If a lawsuit were filed against a DAO, it would stall immediately because of the difficulty of identifying a party who represents the DAO to serve with process. A plaintiff would need to verify that the person is appropriate to represent the DAO, and prove that the person falls within the jurisdiction of the court. Any party served with legal process on behalf of a DAO would likely seek to quash service on the basis that they are not an authorized representative of the DAO. The court would then need to determine what is a DAO in a legal context.
As litigation lawyer Steven Palley suggests, DAOs would likely be considered general partnership or joint ventures, resulting in any participant being a representative of the DAO’s interests. Palley’s article earlier this year suggests that DAOs would be considered general partnerships, which would allow a plaintiff to reach individual participants for service and or liability.
Under Palley’s theory, anyone suing The DAO could attempt to obtain jurisdiction over the organization by serving any human participant in The DAO. If considered a general partnership, each partner would then be held jointly and severally responsible for all liabilities of the business, and all personal assets of each partner are subject to seizure or lien by creditors. Thus, the parties to a DAO may have unlimited potential liability for the entity’s actions. The lack of regulatory recognition will thus limit the utility of DAOs for risk-mitigation.

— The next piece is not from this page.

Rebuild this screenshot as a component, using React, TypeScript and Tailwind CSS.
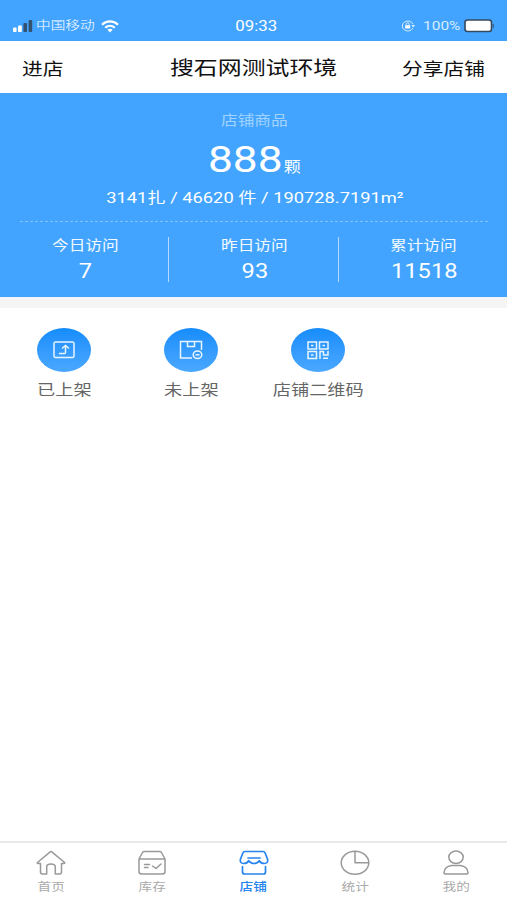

Palley’s conclusion is problematic. It suggests that a lawsuit against bitcoin itself might be viable, provided that the digital currency’s creator, a bitcoin core developer, node operator, and/or miner may be served with process, be deemed a representative of the network, and potentially have liability.
If considered a general partnership, a plaintiff could thus serve any participant who benefits from the DAO who is within the geographic scope of the Court’s power. Using pseudo-anonymous blockchains to obtain funding makes identifying and locating investors extremely difficult. Contractors who suggest projects may be easier to identify than any other actors because disclosure of the nature of the project is necessary. If the DAO’s creators, or those who benefit from the DAO, are not located in United States, obtaining judicial redress may be functionally impossible.

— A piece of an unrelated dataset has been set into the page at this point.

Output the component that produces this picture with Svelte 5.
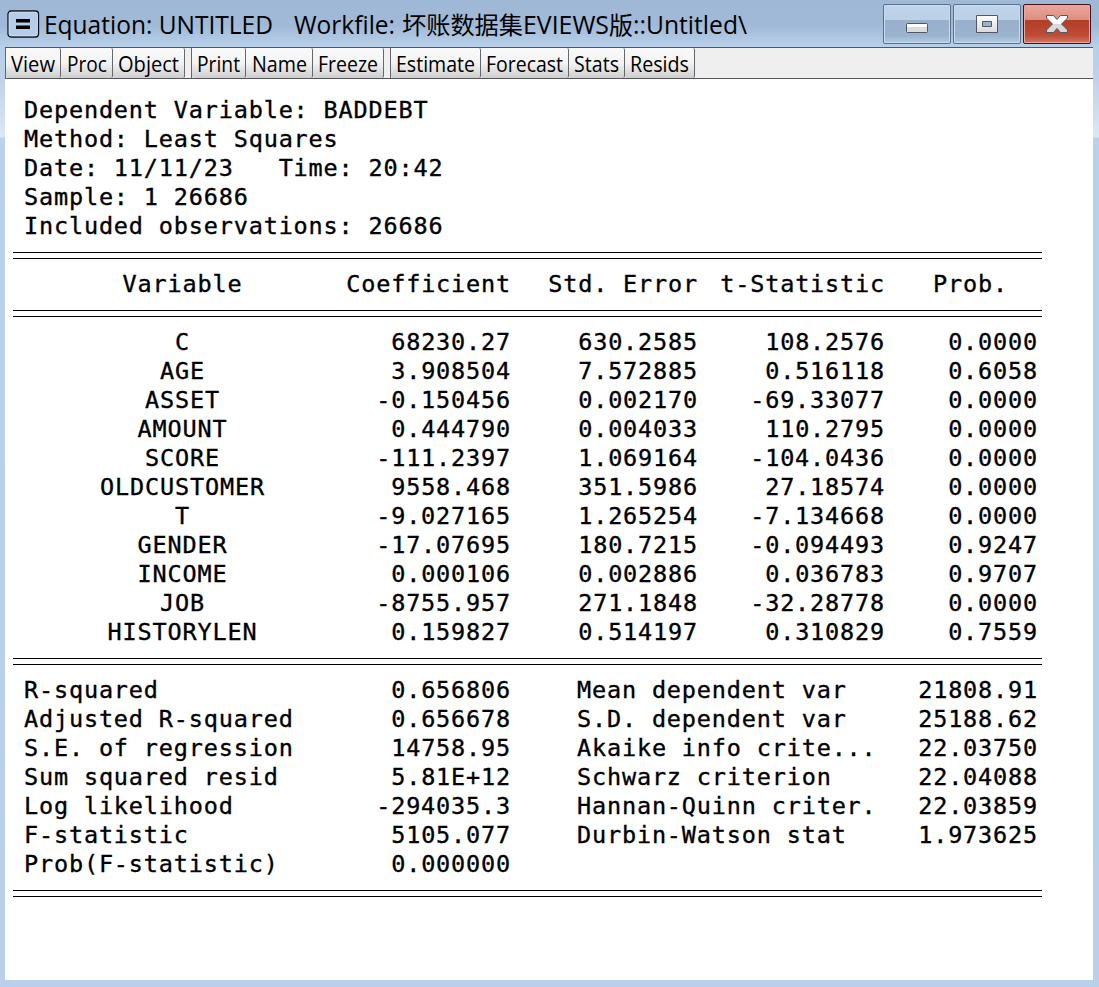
<script>
  const toolGroups = [
    [['View', 55, 44], ['Proc', 52, 40], ['Object', 72, 61]],
    [['Print', 54, 43], ['Name', 67, 55], ['Freeze', 71, 60]],
    [['Estimate', 90, 79], ['Forecast', 88, 77], ['Stats', 56, 45], ['Resids', 70, 59]]
  ];

  const info = [
    'Dependent Variable: BADDEBT',
    'Method: Least Squares',
    'Date: 11/11/23   Time: 20:42',
    'Sample: 1 26686',
    'Included observations: 26686'
  ];

  const coefficients = [
    ['C', '68230.27', '630.2585', '108.2576', '0.0000'],
    ['AGE', '3.908504', '7.572885', '0.516118', '0.6058'],
    ['ASSET', '-0.150456', '0.002170', '-69.33077', '0.0000'],
    ['AMOUNT', '0.444790', '0.004033', '110.2795', '0.0000'],
    ['SCORE', '-111.2397', '1.069164', '-104.0436', '0.0000'],
    ['OLDCUSTOMER', '9558.468', '351.5986', '27.18574', '0.0000'],
    ['T', '-9.027165', '1.265254', '-7.134668', '0.0000'],
    ['GENDER', '-17.07695', '180.7215', '-0.094493', '0.9247'],
    ['INCOME', '0.000106', '0.002886', '0.036783', '0.9707'],
    ['JOB', '-8755.957', '271.1848', '-32.28778', '0.0000'],
    ['HISTORYLEN', '0.159827', '0.514197', '0.310829', '0.7559']
  ];

  const summary = [
    ['R-squared', '0.656806', 'Mean dependent var', '21808.91'],
    ['Adjusted R-squared', '0.656678', 'S.D. dependent var', '25188.62'],
    ['S.E. of regression', '14758.95', 'Akaike info crite...', '22.03750'],
    ['Sum squared resid', '5.81E+12', 'Schwarz criterion', '22.04088'],
    ['Log likelihood', '-294035.3', 'Hannan-Quinn criter.', '22.03859'],
    ['F-statistic', '5105.077', 'Durbin-Watson stat', '1.973625'],
    ['Prob(F-statistic)', '0.000000', '', '']
  ];
</script>

{#snippet fitted(text, width, size, baseline, height)}
  <svg class="fitted" {width} {height}>
    <text x="0" y={baseline} font-size={size} textLength={width} lengthAdjust="spacingAndGlyphs">{text}</text>
  </svg>
{/snippet}

<div class="window">
  <header class="titlebar">
    <svg class="app-icon" width="33" height="28" viewBox="0 0 33 28">
      <rect x="1" y="1" width="30.5" height="26" rx="3" fill="#b5cde9" stroke="#0b1016" stroke-width="1.3" />
      <rect x="2.3" y="2.3" width="28" height="23.4" rx="2" fill="none" stroke="#c9dcf1" />
      <path d="M9 9h14v3.5H9zM9 15.5h14V19H9z" fill="#000" />
    </svg>
    <div class="title">
      {@render fitted('Equation: UNTITLED', 229, 25, 27, 36)}
      <span class="workfile">{@render fitted('Workfile:', 101, 25, 27, 36)}</span>
      <span class="path">{@render fitted('坏账数据集', 121, 24.2, 27, 36)}{@render fitted('EVIEWS', 86, 25, 27, 36)}{@render fitted('版', 24, 24.2, 27, 36)}{@render fitted('::Untitled\\', 114, 25, 27, 36)}</span>
    </div>
    <div class="controls">
      <div class="control">
        <svg width="68" height="40" viewBox="0 0 68 40">
          <rect x="23.5" y="19.5" width="21" height="9" rx="1" fill="#dcdcdc" stroke="#535666" />
          <rect x="24" y="20" width="20" height="3" fill="#fff" />
        </svg>
      </div>
      <div class="control">
        <svg width="68" height="40" viewBox="0 0 68 40">
          <defs><linearGradient id="box" x2="0" y2="1"><stop stop-color="#fff" /><stop offset="1" stop-color="#d9d9d9" /></linearGradient></defs>
          <path d="M23.5 11.5h21v17h-21zM29.5 17.5v5h9v-5z" fill="url(#box)" fill-rule="evenodd" stroke="#535666" />
        </svg>
      </div>
      <div class="control close">
        <svg width="68" height="40" viewBox="0 0 68 40">
          <defs><linearGradient id="cross" x2="0" y2="1"><stop offset=".48" stop-color="#fff" /><stop offset=".52" stop-color="#d9d9d9" /></linearGradient></defs>
          <path d="M23.5 11.5h7l3.5 4 3.5-4h7v2.5l-6 6 6 6v2.5h-7l-3.5-4-3.5 4h-7V26l6-6-6-6z" fill="url(#cross)" stroke="#535666" stroke-linejoin="round" />
        </svg>
      </div>
    </div>
  </header>

  <main class="client">
    <nav class="toolbar">
      {#each toolGroups as group}
        <div class="group">
          {#each group as [label, width, textWidth]}
            <div class="tool" style:width="{width}px">{@render fitted(label, textWidth, 21.3, 24, 29)}</div>
          {/each}
        </div>
      {/each}
    </nav>

    <section class="report">
      {#each info as line}
        <div class="line">{line}</div>
      {/each}
      <div class="rule"></div>
      <div class="row">
        <span>Variable</span><span>Coefficient</span><span>Std. Error</span><span>t-Statistic</span><span class="prob">Prob.</span>
      </div>
      <div class="rule"></div>
      {#each coefficients as row}
        <div class="row">{#each row as cell}<span>{cell}</span>{/each}</div>
      {/each}
      <div class="rule"></div>
      {#each summary as row}
        <div class="stat">{#each row as cell}<span>{cell}</span>{/each}</div>
      {/each}
      <div class="rule"></div>
    </section>
  </main>
</div>

<style>
  :global(body) { margin: 0; overflow: hidden; }
  .window {
    box-sizing: border-box;
    width: 1099px;
    height: 987px;
    padding: 0 6px 7px 5px;
    display: flex;
    flex-direction: column;
    background: linear-gradient(#9fb8d5 0, #a0b9d7 25px, #b7cfe9 46px, #bdd2ea 80px, #dce8f5 137px, #b9d1ea 138px, #bad0ea 100%);
  }
  .titlebar { height: 47px; display: flex; align-items: flex-start; flex: none; }
  .app-icon { margin: 10px 0 0 2px; flex: none; }
  .title { display: flex; margin: 7px 0 0 4px; flex: 1; }
  .fitted {
    display: block;
    flex: none;
    overflow: visible;
    font-family: "Open Sans", "Noto Sans CJK SC", sans-serif;
    fill: #000;
  }
  .workfile { margin-left: 21px; }
  .path { display: flex; margin-left: 7px; }
  .controls { display: flex; gap: 2px; margin: 4px 2px 0 0; }
  .control {
    box-sizing: border-box;
    width: 68px;
    height: 40px;
    border: 1px solid #5c708c;
    border-radius: 2px;
    box-shadow: inset 0 0 0 1px #c8dcf0;
    background: linear-gradient(#bfd4eb 0, #bcd1e6 15px, #98b0cd 15px, #9ab2cc 30px, #b1cce8 100%);
  }
  .control svg { display: block; margin: -1px; }
  .close {
    border-color: #47101b;
    box-shadow: inset 0 0 0 1px #e9a99d;
    background: linear-gradient(#eba79c 0, #dc8e80 15px, #b43d26 15px, #bd4b34 30px, #d47660 100%);
  }
  .client { flex: 1; min-height: 0; background: #fff; }
  .toolbar {
    box-sizing: border-box;
    height: 32px;
    display: flex;
    gap: 6px;
    background: #efefef;
    border-top: 1px solid #55565a;
    border-bottom: 1px solid #55565a;
  }
  .group { display: flex; border-left: 1px solid #66676a; }
  .tool {
    box-sizing: border-box;
    height: 30px;
    display: flex;
    justify-content: center;
    border-right: 1px solid #66676a;
    border-radius: 2px;
    background: linear-gradient(#fafafa 0, #f3f3f3 50%, #cecece 100%);
  }
  .report {
    width: 1029px;
    margin-left: 8px;
    padding-top: 17px;
    font: 23.5px/29px "DejaVu Sans Mono", monospace;
    letter-spacing: 0.83px;
    color: #000;
    -webkit-text-stroke: 0.35px #000;
  }
  .line { height: 29px; padding-left: 11px; white-space: pre; }
  .rule { height: 29px; display: flex; align-items: center; }
  .rule::before {
    content: "";
    width: 100%;
    height: 5px;
    border-top: 1px solid #000;
    border-bottom: 1px solid #000;
  }
  .row, .stat {
    height: 29px;
    display: grid;
    white-space: nowrap;
  }
  .row {
    grid-template-columns: 330px 168px 187px 187px 153px;
    text-align: right;
  }
  .row span:first-child { padding-left: 9px; text-align: center; }
  .row .prob { padding-right: 30px; }
  .stat { grid-template-columns: 330px 168px 375px 152px; }
  .stat span:nth-child(1) { padding-left: 11px; }
  .stat span:nth-child(even) { text-align: right; }
  .stat span:nth-child(3) { padding-left: 66px; }
</style>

Why voting might be The DAO’s Achilles Heel?
Investors in The DAO have voting rights that permit them to collectively determine whether projects are funded. Each investor has a voting share that is proportional to the amount of tokens the investor DAO held. The voting investor has the ability to irrevocably vote once per proposal, and a vote freezes that investor’s DAO tokens. However, for The DAO to engage in any investment activity, at least 20% of its DaoToken holders must vote for the project. This may be a critical vulnerability in The DAO.
“Accepting a Proposal requires a majority decision after a debating period of two weeks minimum, and a participation rate of 20% or higher calculated proportionally to the value of ETH requested in the Proposal.” As noted by chief technical officer of SteemitDan Larimer, once a party has voted, their ETH is committed to that project until the project is accepted or rejected, which seems to dis-incentivize voting.
Agreeing to fund projects may actually cause a drop in the value of ETH and DaoTokens because a project will require The DAO to transfer ETH to a contractor, who would then likely convert it to fiat currency, which may depress the value of the ETH on open trade markets, which would then reduce the value of The DAO’s ETH holdings. As Larimer suggests “Every time a project is funded, the amount of ETH backing the DAO tokens falls and is replaced with speculative IOU from a contractor.” Thus, The DAO funding a project may actually cause a reduction in the value of ETH and reduce the value of its own investment base.
Finally, the voting system may be subject to manipulation by disproportionate actors. If a small group of investors hold an aggregate 20.1% share of existing DaoTokens, they could collaborate to force the acceptance of the proposal, irrespective of any other investors’ votes. If less than 20% of the investment value of The DAO actually votes, The DAO will never fund a project.
Why the investment in The DAO is probably a security
The SEC regulates securities or investment contracts, which are defined as an investment in a common venture premised on a reasonable expectation of profits to be derived from the entrepreneurial or managerial efforts of others. In this case, it is likely that investors who purchase or “create” DAO tokens with ETH are purchasing securities or investment contracts.
Investors in The DAO pay ETH to “create” DAO tokens. Although ETH is not “money,” the law suggests that money equivalents qualify as “money” for this analysis as long as the investor is subject to financial loss. A court will also examine what was represented to the investor. Thus, if the representations suggest that the investor was promised a return on the investment, and has a risk of loss, then it is likely considered a payment to an investment contract or security.
The DAO clearly promotes the expectation of investors of ETH obtaining returns. “The goal of The DAO is to diligently use the ETH it controls to support projects that will: …[p]rovide a return on investment or benefit to the DAO and its members;” “The DAO then has the option to accumulate this ETH to support its growth, or redistribute it to the [DAO token] Holders as a reward.” The DAO discloses the risk of loss of invested ETH: “The use of The DAO’s smart contract code and the Creation of [DAO tokens] carries significant financial risk.” But The DAO also clearly represents that investors should expect a return on investment or to receive benefit through the increase of value of the [DAO tokens].
The next prong is commonality of enterprise. Although different courts apply different tests to determine commonality of enterprise, under the tests applied by most courts, the structure of The DAO would be deemed sufficiently common to satisfy this prong of the test.
Finally, The DAO appears to satisfy the requirement that profits derive solely from the efforts of others. The DAO functions to fund projects approved by the investors. Without projects, The DAO does nothing but hold invested ETH pending approval of a project. To determine whether the profits derive from the efforts of others, the court will determine whether the significant, managerial efforts that affect the failure or success of the enterprise are made by those other than the investor. Because The DAO relies upon contractors and their projects to present investment opportunities from which returns or profits may be obtained, this prong is likely also satisfied.
The sale of DAO tokens by The DAO in exchange for ETH carries all of the hallmarks of an investment contract or security, and under this analysis, the SEC could assume jurisdiction over The DAO. The DAO presents novel legal issues, both with respect to its ability to interact with the legal system, and as to the potential regulatory ramifications of investing in a new novel structure.